Only the lines from the one containing "What React, TypeScript" through the one containing "import React from" should be duplicated, exactly as they appear. Pictures are to be left out.

▶ Information shown:
>> START

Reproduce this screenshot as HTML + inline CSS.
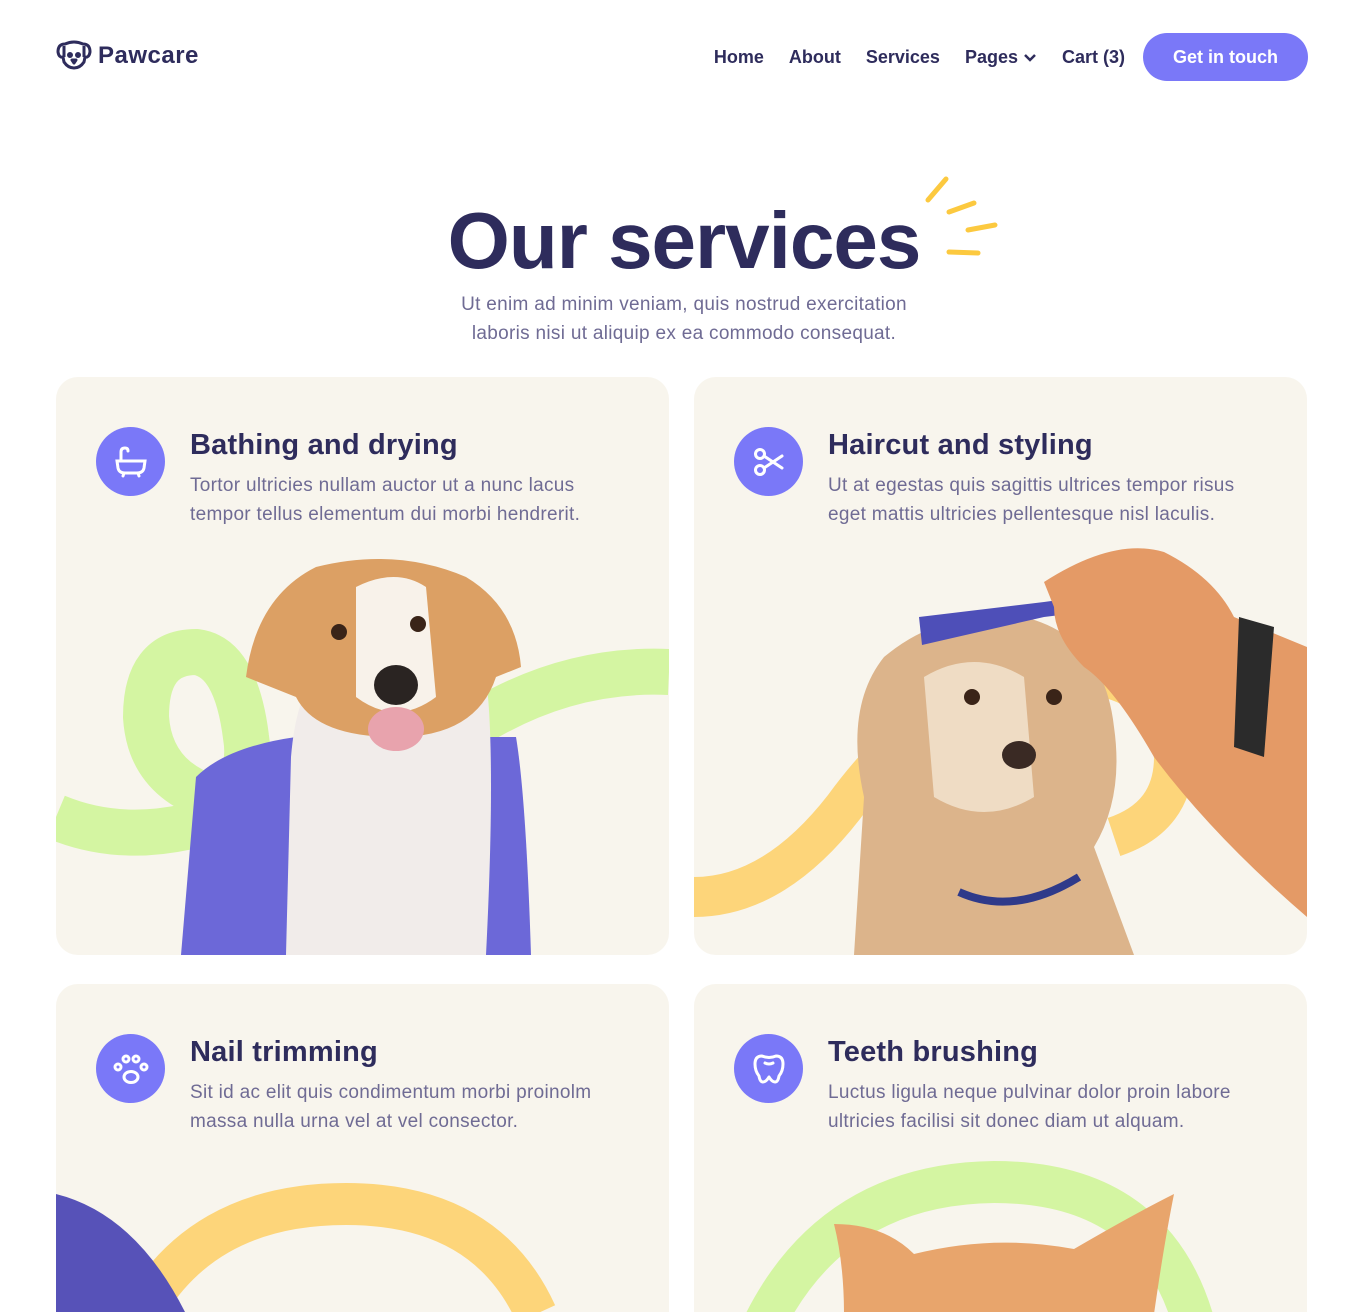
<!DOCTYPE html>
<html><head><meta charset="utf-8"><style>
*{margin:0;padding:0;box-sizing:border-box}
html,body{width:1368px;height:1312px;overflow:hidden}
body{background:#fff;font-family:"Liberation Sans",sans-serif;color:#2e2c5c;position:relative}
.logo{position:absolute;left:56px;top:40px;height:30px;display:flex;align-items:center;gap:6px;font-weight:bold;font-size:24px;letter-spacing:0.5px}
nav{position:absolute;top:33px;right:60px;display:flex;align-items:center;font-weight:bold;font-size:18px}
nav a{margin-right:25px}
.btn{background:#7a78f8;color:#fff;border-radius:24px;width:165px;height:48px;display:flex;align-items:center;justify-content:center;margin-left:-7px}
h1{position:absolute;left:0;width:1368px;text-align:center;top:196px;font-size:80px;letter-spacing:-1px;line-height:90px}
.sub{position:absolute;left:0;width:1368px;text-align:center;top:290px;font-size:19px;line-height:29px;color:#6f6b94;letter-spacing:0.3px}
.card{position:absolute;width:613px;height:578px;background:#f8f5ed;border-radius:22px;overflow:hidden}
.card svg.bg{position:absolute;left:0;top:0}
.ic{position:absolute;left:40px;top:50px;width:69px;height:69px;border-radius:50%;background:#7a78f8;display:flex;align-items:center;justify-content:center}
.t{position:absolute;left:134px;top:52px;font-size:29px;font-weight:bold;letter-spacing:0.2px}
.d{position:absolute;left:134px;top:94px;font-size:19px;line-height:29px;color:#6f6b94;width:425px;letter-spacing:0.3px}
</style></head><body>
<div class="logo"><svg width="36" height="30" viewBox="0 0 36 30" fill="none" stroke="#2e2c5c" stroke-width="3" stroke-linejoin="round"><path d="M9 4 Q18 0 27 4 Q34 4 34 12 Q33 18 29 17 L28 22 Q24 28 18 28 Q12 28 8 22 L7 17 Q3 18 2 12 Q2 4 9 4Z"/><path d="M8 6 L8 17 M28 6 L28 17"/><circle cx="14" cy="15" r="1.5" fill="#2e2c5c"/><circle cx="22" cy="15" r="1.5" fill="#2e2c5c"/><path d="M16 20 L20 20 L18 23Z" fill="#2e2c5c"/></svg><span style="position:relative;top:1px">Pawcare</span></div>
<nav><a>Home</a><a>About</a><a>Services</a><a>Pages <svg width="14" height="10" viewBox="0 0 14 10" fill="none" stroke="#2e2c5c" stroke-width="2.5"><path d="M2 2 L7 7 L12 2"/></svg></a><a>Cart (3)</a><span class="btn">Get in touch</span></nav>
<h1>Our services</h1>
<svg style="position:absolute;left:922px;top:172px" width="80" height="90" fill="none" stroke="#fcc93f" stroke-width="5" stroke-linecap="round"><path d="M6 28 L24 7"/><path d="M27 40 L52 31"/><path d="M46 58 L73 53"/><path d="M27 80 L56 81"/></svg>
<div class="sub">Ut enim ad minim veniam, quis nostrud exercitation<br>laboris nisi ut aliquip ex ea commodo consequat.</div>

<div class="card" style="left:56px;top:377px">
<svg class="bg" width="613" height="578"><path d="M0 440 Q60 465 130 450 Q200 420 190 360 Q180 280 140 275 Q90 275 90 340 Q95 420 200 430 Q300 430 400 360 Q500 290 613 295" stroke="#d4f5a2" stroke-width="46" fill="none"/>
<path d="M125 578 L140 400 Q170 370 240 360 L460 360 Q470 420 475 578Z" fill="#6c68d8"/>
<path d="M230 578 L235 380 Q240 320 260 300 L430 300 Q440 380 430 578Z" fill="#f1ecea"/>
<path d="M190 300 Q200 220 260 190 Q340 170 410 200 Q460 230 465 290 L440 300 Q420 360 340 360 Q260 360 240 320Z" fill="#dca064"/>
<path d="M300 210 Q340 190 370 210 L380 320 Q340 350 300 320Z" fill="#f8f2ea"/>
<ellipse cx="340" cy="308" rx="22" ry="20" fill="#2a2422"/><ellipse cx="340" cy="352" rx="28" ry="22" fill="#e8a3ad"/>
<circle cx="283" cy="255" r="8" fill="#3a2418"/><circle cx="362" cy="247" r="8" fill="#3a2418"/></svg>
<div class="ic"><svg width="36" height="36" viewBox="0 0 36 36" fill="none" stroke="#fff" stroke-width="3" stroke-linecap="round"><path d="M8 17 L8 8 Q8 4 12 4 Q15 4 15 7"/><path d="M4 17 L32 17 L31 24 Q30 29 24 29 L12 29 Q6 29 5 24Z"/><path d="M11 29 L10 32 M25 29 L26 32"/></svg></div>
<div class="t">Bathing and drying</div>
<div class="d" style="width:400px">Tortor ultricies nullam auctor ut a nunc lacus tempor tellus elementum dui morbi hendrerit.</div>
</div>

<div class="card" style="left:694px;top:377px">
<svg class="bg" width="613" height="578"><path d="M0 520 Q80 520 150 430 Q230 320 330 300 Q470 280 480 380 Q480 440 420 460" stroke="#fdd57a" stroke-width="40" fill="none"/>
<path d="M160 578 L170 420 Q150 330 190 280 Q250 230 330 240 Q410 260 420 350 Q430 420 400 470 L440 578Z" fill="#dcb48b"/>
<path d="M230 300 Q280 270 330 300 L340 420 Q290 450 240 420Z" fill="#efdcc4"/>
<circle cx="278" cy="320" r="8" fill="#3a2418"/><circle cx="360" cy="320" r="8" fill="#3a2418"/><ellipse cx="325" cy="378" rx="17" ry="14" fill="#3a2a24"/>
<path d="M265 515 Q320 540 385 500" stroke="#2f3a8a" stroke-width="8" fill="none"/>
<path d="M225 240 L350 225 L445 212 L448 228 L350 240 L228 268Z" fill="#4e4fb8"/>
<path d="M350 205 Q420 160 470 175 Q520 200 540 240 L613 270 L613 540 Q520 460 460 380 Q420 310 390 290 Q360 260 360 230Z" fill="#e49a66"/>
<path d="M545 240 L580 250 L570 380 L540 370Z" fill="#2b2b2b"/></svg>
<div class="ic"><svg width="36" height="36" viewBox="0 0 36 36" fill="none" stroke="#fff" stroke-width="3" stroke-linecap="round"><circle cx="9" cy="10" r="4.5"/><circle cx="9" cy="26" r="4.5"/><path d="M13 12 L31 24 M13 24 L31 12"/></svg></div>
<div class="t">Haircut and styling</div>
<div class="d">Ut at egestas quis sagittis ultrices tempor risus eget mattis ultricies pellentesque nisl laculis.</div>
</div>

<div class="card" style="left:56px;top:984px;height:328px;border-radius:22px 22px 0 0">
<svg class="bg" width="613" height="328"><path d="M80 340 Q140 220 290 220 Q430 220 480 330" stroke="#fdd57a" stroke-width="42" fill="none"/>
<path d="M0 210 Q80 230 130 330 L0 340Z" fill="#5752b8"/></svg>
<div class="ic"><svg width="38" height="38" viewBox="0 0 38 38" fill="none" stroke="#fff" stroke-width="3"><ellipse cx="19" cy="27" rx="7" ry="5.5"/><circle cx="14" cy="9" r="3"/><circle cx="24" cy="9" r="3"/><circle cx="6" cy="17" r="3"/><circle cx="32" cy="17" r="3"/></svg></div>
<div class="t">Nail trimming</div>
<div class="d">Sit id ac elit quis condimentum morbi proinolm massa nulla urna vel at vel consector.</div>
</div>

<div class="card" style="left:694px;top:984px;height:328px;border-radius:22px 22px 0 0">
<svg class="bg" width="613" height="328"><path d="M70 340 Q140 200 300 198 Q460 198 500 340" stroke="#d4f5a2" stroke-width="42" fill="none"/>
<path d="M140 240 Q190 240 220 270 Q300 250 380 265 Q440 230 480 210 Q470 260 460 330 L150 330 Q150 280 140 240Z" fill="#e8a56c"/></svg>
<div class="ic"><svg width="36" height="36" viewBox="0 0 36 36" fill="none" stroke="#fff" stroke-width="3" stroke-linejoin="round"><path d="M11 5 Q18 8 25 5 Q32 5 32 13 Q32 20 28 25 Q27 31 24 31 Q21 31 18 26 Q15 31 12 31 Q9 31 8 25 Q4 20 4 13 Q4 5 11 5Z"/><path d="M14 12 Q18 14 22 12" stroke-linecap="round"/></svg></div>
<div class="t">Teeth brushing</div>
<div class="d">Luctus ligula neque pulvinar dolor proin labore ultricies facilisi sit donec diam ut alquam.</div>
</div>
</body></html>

>> END
>> START

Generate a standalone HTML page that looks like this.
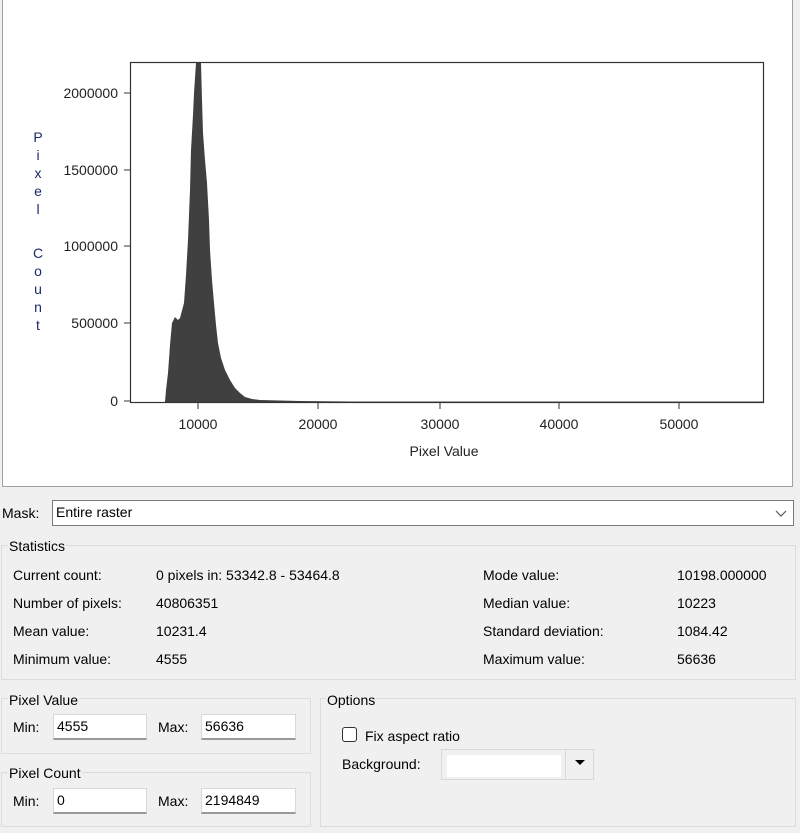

>> END
>> START

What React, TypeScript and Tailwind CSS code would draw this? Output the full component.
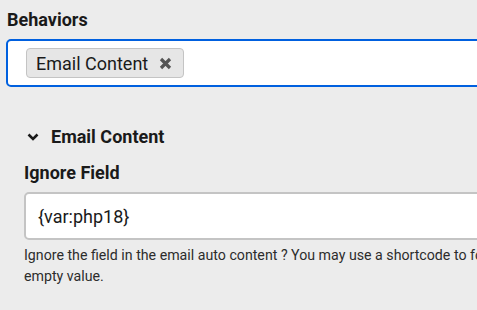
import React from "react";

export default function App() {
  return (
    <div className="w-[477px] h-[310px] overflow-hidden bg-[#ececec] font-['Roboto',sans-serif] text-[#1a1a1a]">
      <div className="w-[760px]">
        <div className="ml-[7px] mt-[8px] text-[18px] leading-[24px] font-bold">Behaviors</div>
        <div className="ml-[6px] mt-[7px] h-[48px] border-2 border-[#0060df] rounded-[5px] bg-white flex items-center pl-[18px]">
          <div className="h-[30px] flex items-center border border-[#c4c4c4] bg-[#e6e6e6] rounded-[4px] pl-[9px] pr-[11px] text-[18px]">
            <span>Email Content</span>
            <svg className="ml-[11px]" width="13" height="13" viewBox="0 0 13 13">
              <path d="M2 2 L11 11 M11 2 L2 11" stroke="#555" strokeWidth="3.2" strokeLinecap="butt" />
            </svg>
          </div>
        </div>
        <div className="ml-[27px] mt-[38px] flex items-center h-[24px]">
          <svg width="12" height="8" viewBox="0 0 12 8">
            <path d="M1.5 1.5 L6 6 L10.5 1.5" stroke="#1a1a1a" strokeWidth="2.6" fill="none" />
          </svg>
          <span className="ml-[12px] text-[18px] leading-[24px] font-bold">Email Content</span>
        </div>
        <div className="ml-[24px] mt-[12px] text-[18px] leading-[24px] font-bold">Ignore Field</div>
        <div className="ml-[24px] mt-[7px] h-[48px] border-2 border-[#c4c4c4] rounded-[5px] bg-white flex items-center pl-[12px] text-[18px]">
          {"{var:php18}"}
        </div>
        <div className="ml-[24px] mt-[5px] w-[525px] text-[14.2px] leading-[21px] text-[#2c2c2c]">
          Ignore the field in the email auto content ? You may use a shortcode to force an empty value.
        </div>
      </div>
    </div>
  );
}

>> END

▶ Solution to this exercise:
What React, TypeScript and Tailwind CSS code would draw this? Output the full component.
import React from "react";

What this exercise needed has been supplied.